The Senate Banking Committee is expected soon to release a bipartisan bill that would significantly reshape the housing finance market, but key issues remain unresolved.
House Financial Services Committee Chairman Jeb Hensarling is pursuing his own reform proposal and the White House has yet to weigh in, despite Treasury Secretary Steven Mnuchin’s keen interest in the subject.
Following is a guide to the important questions that must be resolved.
Will Fannie Mae and Freddie Mac survive?
When the government-sponsored enterprises were seized by the government in 2008 in the midst of the housing crisis, few policymakers expected them to ever emerge again.

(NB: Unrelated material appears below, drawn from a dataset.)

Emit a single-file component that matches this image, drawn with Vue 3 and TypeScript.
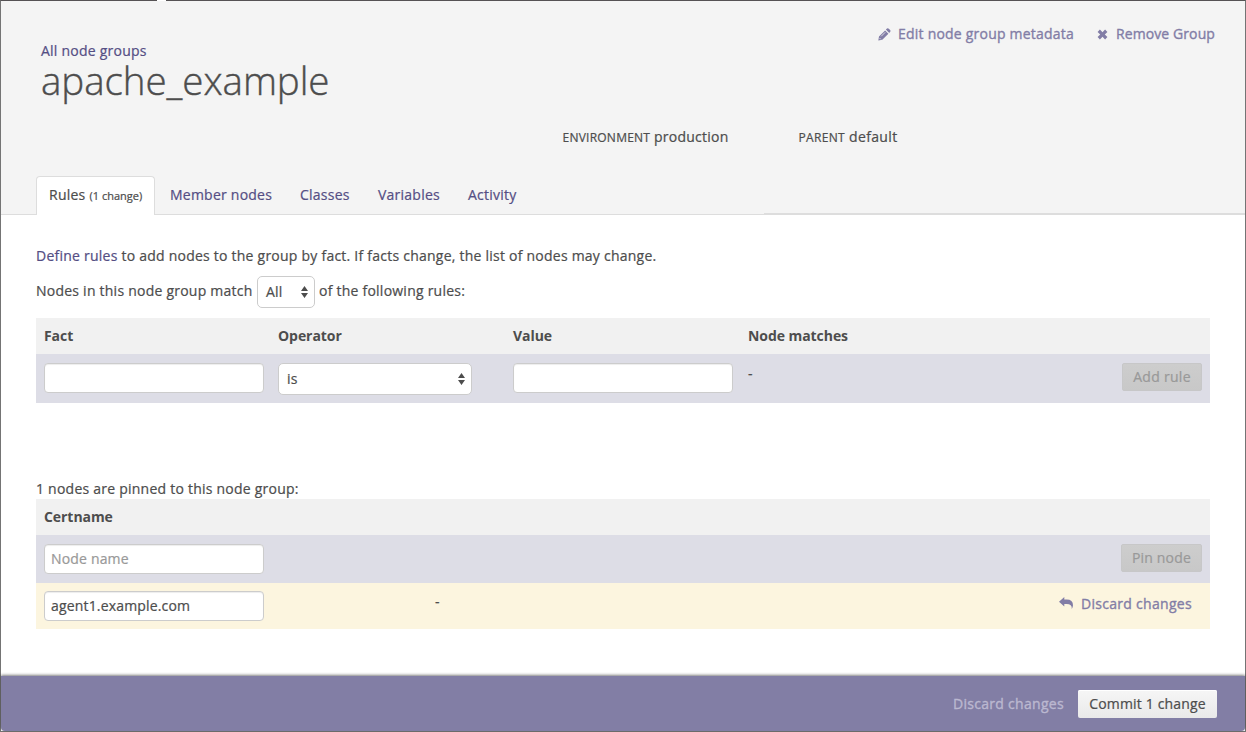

The hallmark of recent plans by lawmakers from both sides of the aisle has been an agreement that Fannie and Freddie are wound down.
But that consensus appears to have fallen apart of late. Although previous version of the Senate bill would have eliminated Fannie and Freddie, the latest version is expected to keep them, albeit with added competitors to help avoid concentrating the market risk among two companies.
But that conflicts with Hensarling’s view. “To be clear, Fannie and Freddie must be wound down and their charters repealed,” he said in a speech last month.
How that issue gets resolved will be of crucial importance. Many conservatives won’t support a bill that keep the GSEs alive, but many in the industry are uncomfortable with a world where they don’t exist, fearing big banks could come to dominate the secondary market in the enterprises’ stead.